Non-owner FR-44 policies should list zero excluded drivers in most situations, but many agents reflexively add household members to the exclusion list — a practice borrowed from standard auto policies that creates DMV rejection risk on non-owner certificates. Virginia's FR-44 statute requires you to maintain liability coverage sufficient to respond to any accident you cause while driving any vehicle. Excluded drivers on a non-owner policy signal to DMV that you're restricting coverage in ways that may not satisfy the compliance requirement. The confusion happens because you likely live with family members who own vehicles. Agents assume those household members need to be listed and excluded so their vehicles aren't accidentally covered under your non-owner policy. This logic applies to standard policies but contradicts non-owner policy design — non-owner coverage already excludes vehicles you own, vehicles furnished for your regular use, and vehicles owned by household members. Adding named exclusions introduces ambiguity DMV's automated system can't parse. When purchasing non-owner FR-44 in Virginia, verify the excluded driver section will remain blank unless you have a specific court-ordered exclusion (extremely rare and only appears when a judge explicitly prohibits you from driving with certain individuals). If the agent insists on listing household members, request written confirmation from the carrier that DMV has accepted this certificate format for FR-44 filers in the past 90 days. Most agents cannot provide this and will remove the exclusions rather than delay the sale.

Coverage Start Date vs. Filing Date: The 3-Day Window That Delays Reinstatement

Virginia DMV receives FR-44 certificates electronically but doesn't credit the filing until the policy effective date has passed and the carrier transmits a confirmation of active coverage — typically 24-72 hours after the effective date. If you purchase a non-owner FR-44 policy with a future effective date (common when buying coverage before your court-ordered deadline), DMV won't begin processing your reinstatement eligibility until that future date arrives and the carrier confirms the policy is in force. Most drivers purchase non-owner FR-44 coverage 5-10 days before their deadline, assuming earlier is better. The carrier issues the certificate immediately and files it with DMV within 24 hours. You see the policy documents and assume compliance is complete. DMV's system shows the filing as 'pending' until the effective date passes, then moves to 'processing' for 3-5 additional business days while verifying the details discussed in previous sections. If your reinstatement deadline falls on a Friday and you buy a policy effective that Friday, DMV likely won't confirm the filing until the following Wednesday at earliest — putting you 5 days past your deadline and accruing potential late penalties. To avoid this timing trap, purchase non-owner FR-44 with an effective date at least 10 business days before your court-ordered compliance deadline, and confirm the effective date with the agent verbally before completing the sale. The policy term and premium are identical whether effective today or 10 days from now, but the reinstatement timing difference is substantial.

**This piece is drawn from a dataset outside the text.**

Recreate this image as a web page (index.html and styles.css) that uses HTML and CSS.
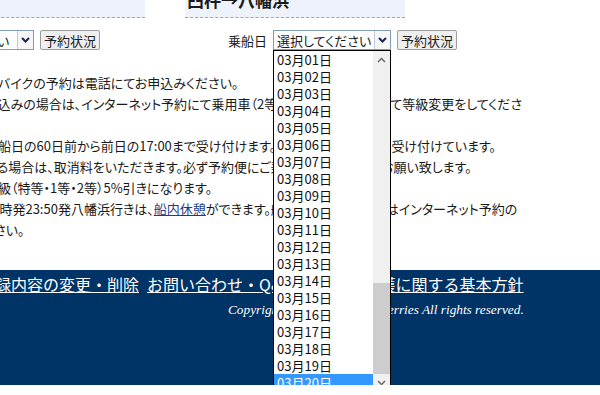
FILE: index.html
```html
<!DOCTYPE html>
<html lang="ja">
<head>
    <meta charset="UTF-8">
    <meta name="viewport" content="width=device-width, initial-scale=1.0">
    <title>乗船予約</title>
    <link rel="stylesheet" href="styles.css">
</head>
<body>
    <div class="page">
        <!-- route headings -->
        <div class="routes">
            <div class="route-bar"><h2>八幡浜→臼杵</h2></div>
            <div class="route-bar"><h2>臼杵→八幡浜</h2></div>
        </div>

        <!-- date select + status button per route -->
        <div class="forms">
            <div class="booking">
                <span class="label">乗船日</span>
                <div class="select select-wide">
                    <span class="select-text">選択してください</span>
                    <span class="select-arrow">
                        <svg width="9" height="6" viewBox="0 0 9 6"><path d="M1 1l3.5 3.5L8 1" stroke="#1c2550" stroke-width="2" fill="none"/></svg>
                    </span>
                </div>
                <button class="btn">予約状況</button>
            </div>
            <div class="booking">
                <span class="label">乗船日</span>
                <div class="select">
                    <span class="select-text">選択してください</span>
                    <span class="select-arrow">
                        <svg width="9" height="6" viewBox="0 0 9 6"><path d="M1 1l3.5 3.5L8 1" stroke="#1c2550" stroke-width="2" fill="none"/></svg>
                    </span>
                    <!-- opened list -->
                    <div class="dropdown">
                        <ul class="options">
                            <li>03月01日</li>
                            <li>03月02日</li>
                            <li>03月03日</li>
                            <li>03月04日</li>
                            <li>03月05日</li>
                            <li>03月06日</li>
                            <li>03月07日</li>
                            <li>03月08日</li>
                            <li>03月09日</li>
                            <li>03月10日</li>
                            <li>03月11日</li>
                            <li>03月12日</li>
                            <li>03月13日</li>
                            <li>03月14日</li>
                            <li>03月15日</li>
                            <li>03月16日</li>
                            <li>03月17日</li>
                            <li>03月18日</li>
                            <li>03月19日</li>
                            <li class="selected">03月20日</li>
                        </ul>
                        <div class="scrollbar">
                            <span class="scroll-btn">
                                <svg width="9" height="6" viewBox="0 0 9 6"><path d="M1 5l3.5-3.5L8 5" stroke="#6a6a6a" stroke-width="1.5" fill="none"/></svg>
                            </span>
                            <span class="track"></span>
                            <span class="thumb"></span>
                            <span class="scroll-btn">
                                <svg width="9" height="6" viewBox="0 0 9 6"><path d="M1 1l3.5 3.5L8 1" stroke="#6a6a6a" stroke-width="1.5" fill="none"/></svg>
                            </span>
                        </div>
                    </div>
                </div>
                <button class="btn">予約状況</button>
            </div>
        </div>

        <!-- notes -->
        <div class="notes">
            <p>※　バイクの予約は電話にてお申込みください。</p>
            <p>お申込みの場合は、インターネット予約にて乗用車（2等)で予約の上、窓口にて等級変更をしてくださ</p>
            <p>い。</p>
            <p>※乗船日の60日前から前日の17:00まで受け付けます。当日分は電話でのみ受け付けています。</p>
            <p>される場合は、取消料をいただきます。必ず予約便にご乗船いただけるようお願い致します。</p>
            <p>全等級（特等・1等・2等）5%引きになります。</p>
            <p>※24時発23:50発八幡浜行きは、<a href="#" class="note-link">船内休憩</a>ができます。船内休憩ご希望の便はインターネット予約の</p>
            <p>ください。</p>
        </div>

        <footer class="footer">
            <nav class="footer-links">
                <a href="#">会員登録内容の変更・削除</a>
                <a href="#">お問い合わせ・Q&amp;A</a>
                <a href="#">個人情報保護に関する基本方針</a>
            </nav>
            <p class="copyright">Copyright © 2011 Uwajima Ferries All rights reserved.</p>
        </footer>
    </div>
</body>
</html>
```

FILE: styles.css
```css
body {
    margin: 0;
    font-family: "Noto Sans CJK JP", sans-serif;
    font-size: 13px;
    font-feature-settings: "palt";
    color: #1a1a1a;
    background-color: #fff;
    overflow: hidden;
}

.page {
    width: 600px;
    height: 395px;
}

.routes {
    display: flex;
    gap: 40px;
    margin-top: -10px;
}

.route-bar {
    width: 220px;
    background-color: #eef2fb;
    border-bottom: 1px dashed #a4a4a4;
}

.route-bar:first-child {
    width: 345px;
    margin-left: -200px;
}

.route-bar h2 {
    margin: 0;
    padding: 0 2px 8px;
    font-size: 17px;
    line-height: 19px;
    white-space: nowrap;
}

.forms {
    display: flex;
    gap: 128px;
    margin: 12px 0 0 -134px;
}

.booking {
    display: flex;
    align-items: center;
}

.label {
    margin-right: 6px;
    white-space: nowrap;
}

.select {
    position: relative;
    width: 118px;
    height: 20px;
    box-sizing: border-box;
    border: 1px solid #7f9db9;
    background-color: #fff;
    display: flex;
    align-items: center;
}

.select-wide {
    width: 123px;
}

.select-text {
    flex: 1;
    padding-left: 3px;
    white-space: nowrap;
    overflow: hidden;
}

.select-arrow {
    width: 16px;
    height: 18px;
    box-sizing: border-box;
    border-left: 1px solid #c4c8d4;
    background-color: #f6f6f6;
    display: flex;
    align-items: center;
    justify-content: center;
}

.btn {
    margin-left: 6px;
    width: 60px;
    height: 20px;
    padding: 0;
    font: inherit;
    color: #222;
    background-color: #efefef;
    border: 1px solid #9c9c9c;
    border-radius: 2px;
}

.dropdown {
    position: absolute;
    top: calc(100% + 1px);
    left: -1px;
    width: 118px;
    box-sizing: border-box;
    border: 1px solid #000;
    background-color: #fff;
    display: flex;
    z-index: 2;
}

.options {
    flex: 1;
    margin: 0;
    padding: 0;
    list-style: none;
}

.options li {
    height: 17px;
    line-height: 17px;
    padding-left: 3px;
    white-space: nowrap;
    color: #111;
}

.options li.selected {
    background-color: #3399ff;
    color: #fff;
}

.scrollbar {
    width: 17px;
    display: grid;
    grid-template-rows: 17px 1fr 91px 17px;
    background-color: #f0f0f0;
}

.scroll-btn {
    display: flex;
    align-items: center;
    justify-content: center;
}

.thumb {
    background-color: #cdcdcd;
}

.notes {
    margin: 22px 0 0 -28px;
    line-height: 21px;
}

.notes p {
    margin: 0;
    white-space: nowrap;
}

.note-link {
    color: #1b3c8c;
}

.footer {
    margin-top: 30px;
    height: 200px;
    background-color: #003366;
    color: #fff;
}

.footer-links {
    display: flex;
    gap: 8px;
    margin-left: -53px;
    padding-top: 4px;
    font-size: 16px;
    font-feature-settings: normal;
    line-height: 20px;
    white-space: nowrap;
}

.footer-links a {
    color: #fff;
}

.copyright {
    margin: 8px 0 0;
    padding-left: 228px;
    font-family: "Liberation Serif", serif;
    font-style: italic;
    font-size: 13.3px;
    line-height: 16px;
    white-space: nowrap;
}
```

Carrier-Specific Filing Speed: Why Bristol West Clears DMV Faster Than The General

Non-standard carriers that write non-owner FR-44 in Virginia don't all transmit certificates to DMV at the same speed. Bristol West, Direct Auto, and Dairyland file electronically within 4-6 hours of policy issue and maintain dedicated Virginia FR-44 compliance staff who respond to DMV rejection notices within 24 hours. The General, GAINSCO, and Acceptance use batch filing systems that transmit certificates once daily (typically overnight) and assign rejection follow-up to general customer service queues where response time averages 3-5 business days. This operational difference doesn't affect premium — The General often quotes $30-50/month lower than Bristol West for identical 50/100/40 non-owner coverage. The difference appears only when DMV rejects your initial filing for one of the issues covered earlier. A Bristol West policyholder discovers the rejection and receives a corrected certificate within 48 hours. A General policyholder may wait 7-10 days for the same correction, pushing reinstatement into the following month and triggering court compliance review in some Virginia circuit courts. When comparing non-owner FR-44 quotes, ask each carrier how quickly they file certificates with Virginia DMV after policy purchase and how quickly they respond to DMV rejection notices. Carriers that answer with specific hour windows (4-6 hours, 24-48 hours) typically have dedicated FR-44 compliance processes. Carriers that answer with business day ranges (1-3 business days, 3-5 business days) typically use batch systems. A $40/month savings loses value if it costs you an additional month of suspended license status.